**DIRECTIVE**
Note each line where "styles" appears, and copy it.

**COLLECTED DATA**
== == ==
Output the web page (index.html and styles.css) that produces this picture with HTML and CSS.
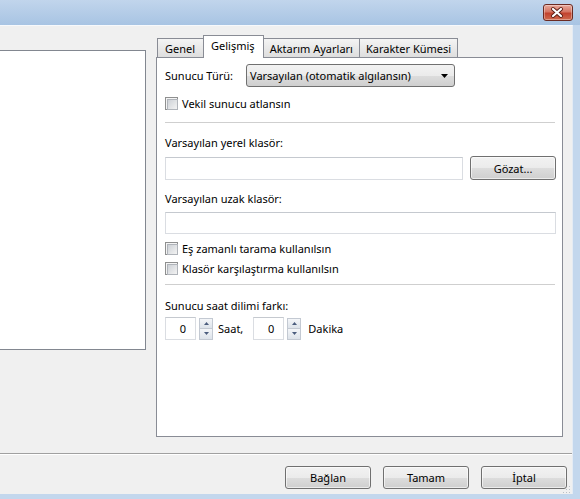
FILE: index.html
```html
<!DOCTYPE html>
<html lang="tr">

<head>
    <meta charset="UTF-8">
    <meta name="viewport" content="width=device-width, initial-scale=1.0">
    <link rel="stylesheet" href="styles.css">
</head>

<body>
    <div class="window">
        <div class="titlebar">
            <button class="close" type="button">
                <svg width="30" height="17" viewBox="0 0 30 17">
                    <path d="M11 5l8 7M19 5l-8 7" stroke="#5b1d14" stroke-width="4" stroke-linecap="round" />
                    <path d="M11 5l8 7M19 5l-8 7" stroke="#fff" stroke-width="2.2" stroke-linecap="round" />
                </svg>
            </button>
        </div>

        <div class="dialog">
            <div class="main">
                <div class="tree"></div>

                <div class="tabs-area">
                    <div class="tab-row">
                        <div class="tab">Genel</div>
                        <div class="tab active">Gelişmiş</div>
                        <div class="tab">Aktarım Ayarları</div>
                        <div class="tab">Karakter Kümesi</div>
                    </div>

                    <div class="panel">
                        <div class="row select-row">
                            <span class="field-label">Sunucu Türü:</span>
                            <div class="select">
                                <span>Varsayılan (otomatik algılansın)</span>
                                <svg width="7" height="4" viewBox="0 0 7 4"><path d="M0 0h7L3.5 4z" fill="#000" /></svg>
                            </div>
                        </div>

                        <label class="check first-check"><span class="cb"></span>Vekil sunucu atlansın</label>

                        <div class="sep sep-top"></div>

                        <div class="label label-local">Varsayılan yerel klasör:</div>
                        <div class="row input-row">
                            <div class="input grow"></div>
                            <button class="btn browse" type="button">Gözat...</button>
                        </div>

                        <div class="label label-remote">Varsayılan uzak klasör:</div>
                        <div class="input remote"></div>

                        <label class="check sync-check"><span class="cb"></span>Eş zamanlı tarama kullanılsın</label>
                        <label class="check cmp-check"><span class="cb"></span>Klasör karşılaştırma kullanılsın</label>

                        <div class="sep sep-bottom"></div>

                        <div class="label label-tz">Sunucu saat dilimi farkı:</div>
                        <div class="row spin-row">
                            <div class="input spin-input">0</div>
                            <div class="spinner">
                                <span><svg width="5" height="3" viewBox="0 0 5 3"><path d="M0 3h5L2.5 0z" fill="#4b5d7e" /></svg></span>
                                <span><svg width="5" height="3" viewBox="0 0 5 3"><path d="M0 0h5L2.5 3z" fill="#4b5d7e" /></svg></span>
                            </div>
                            <span class="unit">Saat,</span>
                            <div class="input spin-input">0</div>
                            <div class="spinner">
                                <span><svg width="5" height="3" viewBox="0 0 5 3"><path d="M0 3h5L2.5 0z" fill="#4b5d7e" /></svg></span>
                                <span><svg width="5" height="3" viewBox="0 0 5 3"><path d="M0 0h5L2.5 3z" fill="#4b5d7e" /></svg></span>
                            </div>
                            <span class="unit unit-last">Dakika</span>
                        </div>
                    </div>
                </div>
            </div>

            <div class="footer-sep"></div>

            <div class="buttons">
                <button class="btn" type="button">Bağlan</button>
                <button class="btn" type="button">Tamam</button>
                <button class="btn" type="button">İptal</button>
            </div>

            <svg class="grip" width="8" height="7" viewBox="0 0 8 7">
                <rect x="6" y="0" width="1" height="1" fill="#b8bec6" />
                <rect x="3" y="3" width="1" height="1" fill="#b8bec6" />
                <rect x="6" y="3" width="1" height="1" fill="#b8bec6" />
                <rect x="0" y="6" width="1" height="1" fill="#b8bec6" />
                <rect x="3" y="6" width="1" height="1" fill="#b8bec6" />
                <rect x="6" y="6" width="1" height="1" fill="#b8bec6" />
            </svg>
        </div>
    </div>
</body>

</html>
```

FILE: styles.css
```css
* {
    box-sizing: border-box;
}

body {
    margin: 0;
    font-family: "Noto Sans", "Open Sans", sans-serif;
    font-size: 11px;
    color: #000;
}

.window {
    width: 580px;
    height: 499px;
    background-color: #c3d7ed;
    overflow: hidden;
}

/* title bar with the red close button */
.titlebar {
    height: 25px;
    background: linear-gradient(#c1d5ec, #a8c4e3);
    display: flex;
    justify-content: flex-end;
    padding: 4px 7px 0 0;
}

.close {
    width: 30px;
    height: 17px;
    padding: 0;
    border: 1px solid #6b2a22;
    border-radius: 3px;
    background: linear-gradient(#e9a99b, #d57563 45%, #c2422e 55%, #cf6a4e);
    box-shadow: inset 0 0 0 1px rgba(255, 255, 255, 0.35);
    display: flex;
    align-items: center;
    justify-content: center;
}

.close svg {
    display: block;
    margin-left: -2px;
}

.dialog {
    position: relative;
    width: 573px;
    height: 469px;
    background-color: #f0f0f0;
    border-top: 1px solid #f7f9fc;
    border-right: 1px solid #e4ebf4;
}

.main {
    display: flex;
    align-items: flex-start;
    height: 411px;
}

.tree {
    width: 146px;
    height: 300px;
    margin-top: 24px;
    background-color: #fff;
    border: 1px solid #828790;
    border-left: none;
}

.tabs-area {
    width: 407px;
    margin-left: 10px;
    margin-top: 9px;
}

.tab-row {
    display: flex;
    align-items: flex-end;
    height: 22px;
    padding-left: 1px;
}

.tab {
    height: 19px;
    padding: 2px 6px 0;
    margin-left: -1px;
    border: 1px solid #898c95;
    border-bottom: none;
    background: linear-gradient(#f4f4f4, #e9e9e9 50%, #dedede);
    line-height: 15px;
    white-space: nowrap;
}

.tab:first-child {
    margin-left: 0;
    padding: 2px 8px 0 7px;
}

.tab.active {
    position: relative;
    z-index: 1;
    height: 23px;
    margin-bottom: -1px;
    padding: 2px 8px 0 7px;
    background: #fff;
}

.panel {
    height: 380px;
    background-color: #fff;
    border: 1px solid #898c95;
    padding: 0 6px 0 8px;
}

.row {
    display: flex;
    align-items: center;
}

.select-row {
    margin-top: 6px;
    height: 23px;
}

.field-label {
    width: 81px;
    flex: none;
}

.select {
    width: 209px;
    height: 23px;
    border: 1px solid #707070;
    border-radius: 3px;
    background: linear-gradient(#f2f2f2, #ebebeb 50%, #dddddd 50%, #cfcfcf);
    display: flex;
    align-items: center;
    justify-content: space-between;
    padding: 0 6px 0 3px;
}

.select svg {
    display: block;
}

/* checkbox rows */
.check {
    display: flex;
    align-items: center;
    height: 15px;
    gap: 4px;
}

.first-check {
    margin-top: 9px;
}

.sync-check {
    margin-top: 7px;
}

.cmp-check {
    margin-top: 5px;
}

.cb {
    width: 13px;
    height: 13px;
    flex: none;
    border: 1px solid #8e8f8f;
    background-color: #f4f4f4;
    padding: 1px;
}

.cb::before {
    content: "";
    display: block;
    width: 9px;
    height: 9px;
    border: 1px solid #b0b4ba;
    background: linear-gradient(135deg, #cdd1d6, #f3f3f3);
}

.sep {
    height: 1px;
    margin-right: 1px;
    background-color: #cfcfcf;
}

.sep-top {
    margin-top: 11px;
}

.sep-bottom {
    margin-top: 8px;
}

.label {
    line-height: 15px;
}

.label-local {
    margin-top: 12px;
}

.label-remote {
    margin-top: 11px;
}

.label-tz {
    margin-top: 13px;
}

.input {
    height: 23px;
    background-color: #fff;
    border: 1px solid #dadde2;
    border-top-color: #c5c9cf;
}

.input-row {
    margin-top: 6px;
    height: 24px;
    gap: 7px;
}

.grow {
    flex: 1;
}

.remote {
    margin-top: 6px;
    height: 22px;
}

.btn {
    width: 86px;
    height: 24px;
    padding: 0;
    border: 1px solid #707070;
    border-radius: 3px;
    background: linear-gradient(#f2f2f2, #ebebeb 50%, #dddddd 50%, #cfcfcf);
    box-shadow: inset 0 0 0 1px rgba(255, 255, 255, 0.6);
    font-family: inherit;
    font-size: 11px;
    color: #000;
}

/* time zone spinners */
.spin-row {
    margin-top: 4px;
    height: 23px;
}

.spin-input {
    width: 31px;
    text-align: right;
    padding-right: 9px;
    line-height: 21px;
}

.spinner {
    width: 14px;
    height: 22px;
    margin-left: 3px;
    display: flex;
    flex-direction: column;
}

.spinner span {
    flex: 1;
    border: 1px solid #c3c9d2;
    background: linear-gradient(#f4f6f9, #dde3ea);
    display: flex;
    align-items: center;
    justify-content: center;
}

.spinner span + span {
    border-top: none;
}

.spinner svg {
    display: block;
}

.unit {
    margin: 0 10px 0 5px;
}

.unit-last {
    margin-left: 7px;
}

.footer-sep {
    margin-top: 16px;
    height: 2px;
    border-top: 1px solid #a0a0a0;
    border-bottom: 1px solid #fff;
}

.buttons {
    display: flex;
    justify-content: flex-end;
    gap: 12px;
    margin-top: 11px;
    padding-right: 5px;
}

.buttons .btn {
    height: 23px;
}

.grip {
    position: absolute;
    right: 1px;
    bottom: 1px;
}
```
== == ==
**WRITTEN RESPONSE**
Output the web page (index.html and styles.css) that produces this picture with HTML and CSS.
    <link rel="stylesheet" href="styles.css">
FILE: styles.css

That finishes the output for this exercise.